I read with amused interest all the fooferaw about the Princess Kate wearing *GASP* sheer pantyhose on her whirlwind tour of the British Empire and The Colonies.


Big whoop. 


Down here in the good ol' American South, it is considered downright tacky to be improperly attired when in a public setting. There are some occasions that simply demand hosiery. Formal settings and special circumstances mean that a chic, well put together woman hie herself down to the lingerie department and get some accessories for her legs.


To be clear on this concept, your average barbecue in the back yard with weird Uncle Nate and his lovely fifth wife Glorianna who has the mustache isn't a hosiery moment. Frankly, going to a barbecue is a jeans and t-shirt event for most people and in some cases, depending upon temperature, it may well be time to whip out the shorts and sunscreen.


Formality in public, however, is a different ani-mule entirely. Due to her carefully selected ensembles and attractive footwear, The Princess has sparked somewhat of a run on hosiery in the Empire (pun not intended).


Now, we see if this sense of public propriety will last.


I gotta tell you that I am not a fan of the chalky legs that I see around me a lot. It's like most women have never heard of lotion. Nothing is more unattractive than seeing the roughened, chapped legs and cracked, peeling heels of a gal who apparently doesn't know that pumice stone and a moderate soak with a fine spritz of scented oil can glam up her gams and tootsies.


I remember back a few decades ago, there used to be an entire industry built around an egg filled with a variety of hosiery products in various rainbow hues and textures. Now, the average woman is lucky to find a couple of pair in her size in her choice of "suntan" or "beige". No one is beige. And if they are, they need to seek professional help immediately! And frankly speaking, the "suntan" they are peddling looks like the crayon factory went wild on someone's legs because it just ain't natural.


Bravely, we push forward hoping to find the hosiery that will make us look "stunning" or at the very least passable in public. 


I think in the passing years of hosiery madness, I have worn about every color they used to sell except for the unfortunate yellowy color that makes my legs look more Big Bird than hot momma.


And speaking of which, who in the devil thought naming panty hose Big Momma for a "big gal" was a good idea? I mean the gals on the package looked like calendar girls for the Krispy Kreme centerfold. Who wants to be reminded that even if the hose are the right size, you still look like a hippo wearing them?? Really??


Then there were the ads of the bygone days. A little brat, uh, I mean boy, is at the zoo with his harried and long-suffering mother. Said brat looks at the tired woman who has hiked the entire Zimbabwe trail with Junior about 70 times in 104 degree heat. Her curls have fallen out. Her makeup has long since run down into her collar and the ungrateful troll looks up at her and says: "Your panty hose are wrinkly just like the elephant's!" Rich comedy from a room full of MALE advertisers, I'm sure. I would have knocked that kid into the middle of next week for saying that to me after trying to be fashionably chic in a Serengeti Oven. 

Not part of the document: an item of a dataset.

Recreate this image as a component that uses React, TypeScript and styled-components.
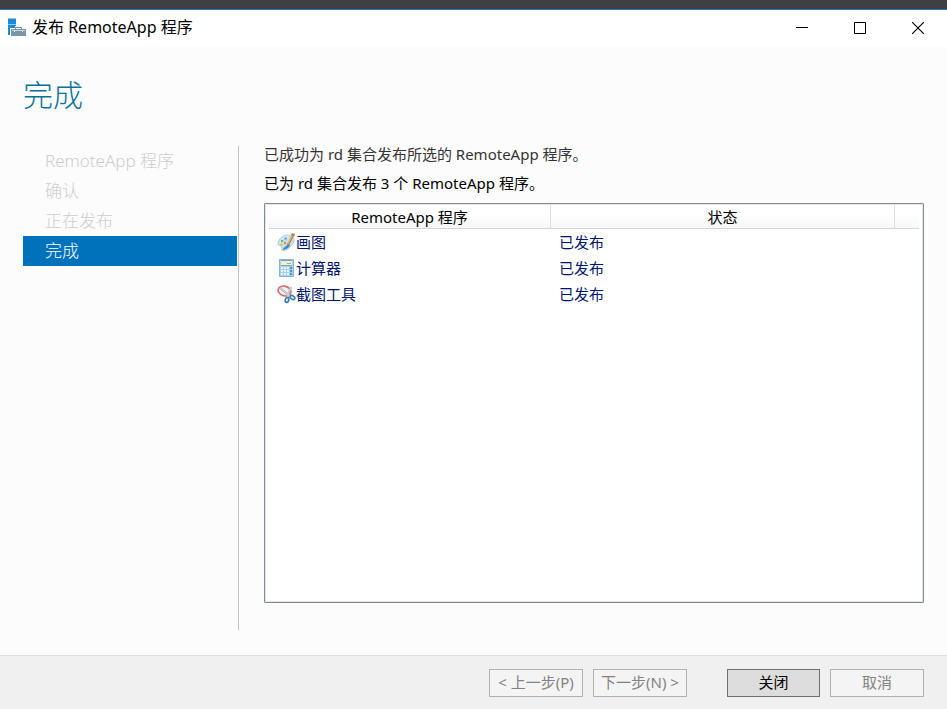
import React from "react";
import styled, { createGlobalStyle } from "styled-components";

const GlobalStyle = createGlobalStyle`
  *, *::before, *::after { box-sizing: border-box; }
  body {
    margin: 0;
    background: #fcfcfc;
    color: #000;
    font-family: "Noto Sans", "Noto Sans CJK SC", sans-serif;
    font-size: 15px;
    line-height: 20px;
  }
`;

const Window = styled.div`
  display: flex;
  flex-direction: column;
  min-height: 100vh;
  border-top: 9px solid #404040;
`;

const TitleBar = styled.header`
  display: flex;
  align-items: flex-start;
  height: 38px;
  padding: 7px 0 0 6px;
  background: #fff;
  border-top: 1px solid #1f7cc8;
`;

const WindowTitle = styled.span`
  flex: 1;
  padding-left: 5px;
  font-size: 16px;
`;

const WindowButton = styled.button`
  display: flex;
  align-items: center;
  justify-content: center;
  width: 58px;
  height: 22px;
  padding: 0;
  border: 0;
  background: transparent;
  color: #000;
`;

const Heading = styled.h1`
  margin: 0;
  padding: 28px 23px 30px;
  color: #0a7298;
  font-size: 30px;
  font-weight: 300;
  line-height: 40px;
`;

const Body = styled.div`
  display: flex;
  flex: 1;
  padding: 0 23px 25px;
`;

const Steps = styled.ol`
  flex: none;
  width: 216px;
  margin: 1px 0 0;
  padding: 0 1px 0 0;
  border-right: 1px solid #c4c4c4;
  list-style: none;
`;

const Step = styled.li<{ $current?: boolean }>`
  height: 30px;
  padding-left: 22px;
  background: ${(p) => (p.$current ? "#0072bc" : "transparent")};
  color: ${(p) => (p.$current ? "#fff" : "#cdcdcd")};
  font-size: 17px;
  font-weight: 300;
  line-height: 30px;
`;

const Content = styled.main`
  display: flex;
  flex: 1;
  flex-direction: column;
  min-width: 0;
  padding-left: 25px;
`;

const Message = styled.p<{ $muted?: boolean }>`
  margin: 0 0 10px;
  color: ${(p) => (p.$muted ? "#333" : "#000")};
  line-height: 19px;
`;

const ListPanel = styled.div`
  flex: 1;
  margin-bottom: 27px;
  padding: 1px 4px;
  background: #fff;
  border: 1px solid #828790;
  border-radius: 1px;
  box-shadow: inset 0 0 0 1px #e6e7ea;
`;

const Table = styled.table`
  width: 100%;
  table-layout: fixed;
  border-collapse: separate;
  border-spacing: 0;
`;

const HeaderCell = styled.th<{ $width?: number }>`
  width: ${(p) => (p.$width ? `${p.$width}px` : "auto")};
  height: 24px;
  padding: 0;
  background: linear-gradient(#fff 40%, #f7f8fa);
  border-right: ${(p) => (p.$width ? "1px solid #dedfe1" : "0")};
  border-bottom: 1px solid #d5d5d5;
  font-weight: 400;
`;

const Cell = styled.td`
  height: 26px;
  padding: 0 8px;
  color: #00156e;
`;

const Program = styled.span`
  display: flex;
  align-items: center;
`;

const Footer = styled.footer`
  display: flex;
  justify-content: flex-end;
  gap: 10px;
  height: 54px;
  padding: 13px 23px 0;
  background: #f0f0f0;
  border-top: 1px solid #dfdfdf;
`;

const Button = styled.button<{ $apart?: boolean }>`
  width: ${(p) => (p.$apart ? "93px" : "94px")};
  height: 28px;
  margin-left: ${(p) => (p.$apart ? "30px" : "0")};
  padding: 0 0 2px;
  background: #ddd;
  border: 1px solid #707070;
  color: #000;
  font: inherit;
  white-space: nowrap;

  &:disabled {
    background: #f4f4f4;
    border-color: #adb2b5;
    color: #838383;
  }
`;

const ServerIcon = () => (
  <svg width="21" height="20" viewBox="0 0 21 20" aria-hidden="true">
    <path d="M2 1h8v17H2z" fill="#1e8ad6" />
    <path d="M2 1h8v1H2zM2 7h8v1H2z" fill="#8dc8f0" />
    <path d="M4 11h5V9h7v2h5v9H4z" fill="#fff" />
    <path d="M9.500 12v-1.500h6V12" fill="none" stroke="#6e8fa2" />
    <path d="M5 12h15v7H5z" fill="#7896a8" />
    <path d="M6 13h13v1H6z" fill="#c9d6de" />
    <path d="M8 14h1v1H8zM16 14h1v1h-1z" fill="#fff" />
  </svg>
);

const PaintIcon = () => (
  <svg width="19" height="20" viewBox="0 0 19 20" aria-hidden="true">
    <path d="M1 12C1 7 6 3 11 3c4 0 6 2 6 6 0 3-3 4-4 6-2 3-5 4-8 3-1-1 1-3-1-4-1-1-3 0-3-2z" fill="#cbe2ec" stroke="#a0c2d1" strokeWidth=".8" />
    <path d="M3 11c2-5 6-7 9-7" stroke="#f6fcff" fill="none" />
    <circle cx="5" cy="9" r="1.300" fill="#78b86a" />
    <circle cx="8.500" cy="6.500" r="1.300" fill="#5aa4d8" />
    <circle cx="4.500" cy="12.500" r="1.200" fill="#e7c246" />
    <circle cx="8" cy="11" r="1.200" fill="#d98a62" />
    <path d="M6 18c0-3 3-3 5-6l2 1c-1 3-3 4-7 5z" fill="#4488bd" />
    <path d="m11 13 5-10" stroke="#b07a43" strokeWidth="2.200" />
    <path d="m11 12 5-10" stroke="#ecc27f" strokeWidth="1" />
    <path d="m14 3 1-2 3 1-1 3z" fill="#b88356" />
  </svg>
);

const CalculatorIcon = () => (
  <svg width="19" height="20" viewBox="0 0 19 20" aria-hidden="true">
    <path d="M2.500 1.500h14v17h-14z" fill="#a9d1ec" stroke="#84b3d4" />
    <path d="M4 3h11v4H4z" fill="#eff0cf" />
    <path d="M4 2.500h11M4 7.500h11" stroke="#7ba3be" />
    <path d="M10 5.500h4" stroke="#a6ad72" />
    <path d="M4 10h8M4 13h8M4 16h8" stroke="#e9f5fc" strokeWidth="2" strokeDasharray="2 1" />
    <path d="M13 10h2M13 13h2M13 16h2" stroke="#4b92c8" strokeWidth="2" />
  </svg>
);

const SnippingIcon = () => (
  <svg width="19" height="20" viewBox="0 0 19 20" aria-hidden="true">
    <ellipse cx="7.500" cy="7" rx="6.500" ry="4.800" transform="rotate(15 7.500 7)" fill="#f8eeee" stroke="#d66e6a" strokeWidth="1.600" />
    <path d="m3 4 10 8M14 3l-4 11" stroke="#a0abb5" strokeWidth="2" />
    <path d="m3 4 10 8M14 3l-4 10" stroke="#e5e9ed" strokeWidth=".8" />
    <ellipse cx="10" cy="16" rx="1.700" ry="2.500" transform="rotate(15 10 16)" fill="#fff" stroke="#397ba9" strokeWidth="1.700" />
    <ellipse cx="15.500" cy="13.500" rx="2.500" ry="1.700" transform="rotate(35 15.500 13.500)" fill="#fff" stroke="#397ba9" strokeWidth="1.700" />
  </svg>
);

const steps = ["RemoteApp 程序", "确认", "正在发布", "完成"];

const programs = [
  { name: "画图", status: "已发布", Icon: PaintIcon },
  { name: "计算器", status: "已发布", Icon: CalculatorIcon },
  { name: "截图工具", status: "已发布", Icon: SnippingIcon },
];

export default function App() {
  return (
    <>
      <GlobalStyle />
      <Window>
        <TitleBar>
          <ServerIcon />
          <WindowTitle>发布 RemoteApp 程序</WindowTitle>
          <WindowButton type="button" aria-label="最小化">
            <svg width="12" height="12" viewBox="0 0 12 12"><path d="M0 5.500h12" stroke="currentColor" /></svg>
          </WindowButton>
          <WindowButton type="button" aria-label="最大化">
            <svg width="12" height="12" viewBox="0 0 12 12"><path d="M.5.500h11v11H.5z" fill="none" stroke="currentColor" /></svg>
          </WindowButton>
          <WindowButton type="button" aria-label="关闭窗口">
            <svg width="12" height="12" viewBox="0 0 12 12"><path d="m0 0 12 12M12 0 0 12" stroke="currentColor" strokeWidth="1.100" /></svg>
          </WindowButton>
        </TitleBar>
        <Heading>完成</Heading>
        <Body>
          <Steps>
            {steps.map((step, i) => (
              <Step key={step} $current={i === steps.length - 1} aria-current={i === steps.length - 1 ? "step" : undefined}>
                {step}
              </Step>
            ))}
          </Steps>
          <Content>
            <Message $muted>已成功为 rd 集合发布所选的 RemoteApp 程序。</Message>
            <Message>已为 rd 集合发布 3 个 RemoteApp 程序。</Message>
            <ListPanel>
              <Table>
                <thead>
                  <tr>
                    <HeaderCell scope="col" $width={282}>RemoteApp 程序</HeaderCell>
                    <HeaderCell scope="col" $width={344}>状态</HeaderCell>
                    <HeaderCell aria-hidden="true" />
                  </tr>
                </thead>
                <tbody>
                  {programs.map(({ name, status, Icon }) => (
                    <tr key={name}>
                      <Cell><Program><Icon />{name}</Program></Cell>
                      <Cell>{status}</Cell>
                      <Cell />
                    </tr>
                  ))}
                </tbody>
              </Table>
            </ListPanel>
          </Content>
        </Body>
        <Footer>
          <Button type="button" disabled>&lt; 上一步(P)</Button>
          <Button type="button" disabled>下一步(N) &gt;</Button>
          <Button type="button" $apart>关闭</Button>
          <Button type="button" disabled>取消</Button>
        </Footer>
      </Window>
    </>
  );
}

Of course, the whole point of doing any of this parade of hosiery sensation is to mask the true nature of our legs and feet. We want them to have some support, some color, some style. And we want the hosiery to make us more 'elegant' than 'elephant'. Sometimes, by the end of the day, we settle for any word starting with the letter "e"... try 'exhausted'.

Men don't generally have to struggle over how their hosiery fits unless they are the lead in the Joffrey Ballet Company. Even then, the women in the audience are not looking to see that his seams are straight or what color matches his tunic. They are much more concerned with just how he can manage move that way and not scream when he does the splits through the air.

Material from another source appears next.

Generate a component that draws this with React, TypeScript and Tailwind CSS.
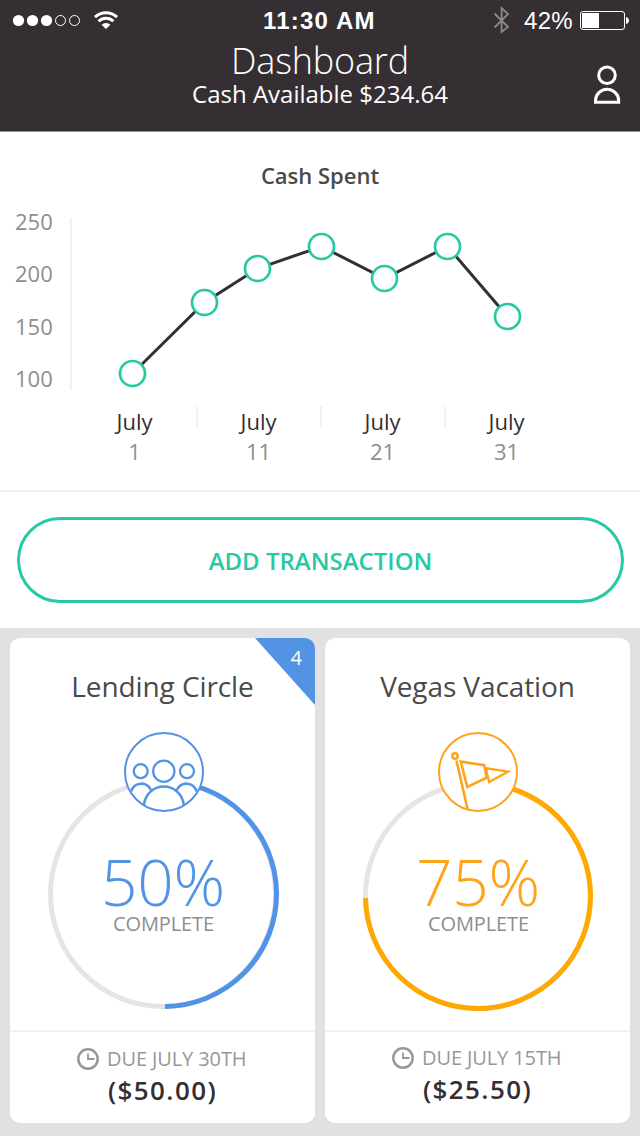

Because I feel the need for full disclosure, I do hold the World Record for panty hose destruction. From package to legs to ladders in seconds, that's a lot of money wasted in a short amount of time. During the winter, I try to get dark colored tights to do the job with heavier skirts to keep warm. I am not a fan of freezing. 

Sadly, some tights don't last out of the gates any longer than thinner hosiery. I am left to wonder what cursed evil is either on my fingers or on my legs? Do I have some odd hidden hair that is actually can opener sharp that whips into action to shred my hosiery? 

Or do I possess a feral cat-like dew claw that is able to hide until just the right nanosecond in order to destroy whatever I am applying to my legs that isn't an athletic sock or an Argyle?


I know women with great legs. I even envy them. They have something I lack. They have legs that can turn heads for the right reasons. Maybe that is what the fooferaw is all about. People are beginning to rebel against the slapdash and looking for the polished. I sure hope so. 

Or maybe they are sick of the glare and horror of chalky, flaky skin on the legs and cracked heels stuffed into fancy shoes without proper adornment. 

Either way, I come back to that age worn but still true statement, "Nothing beats a great pair of legs!". Princess Kate is showing us all that adage may seem trite, but the fuss over the hosiery is proving it to be spot on, as the Britishers would say.

Time to go find your egg of hosiery. Just try not to dwell on what kind of bird laid the egg.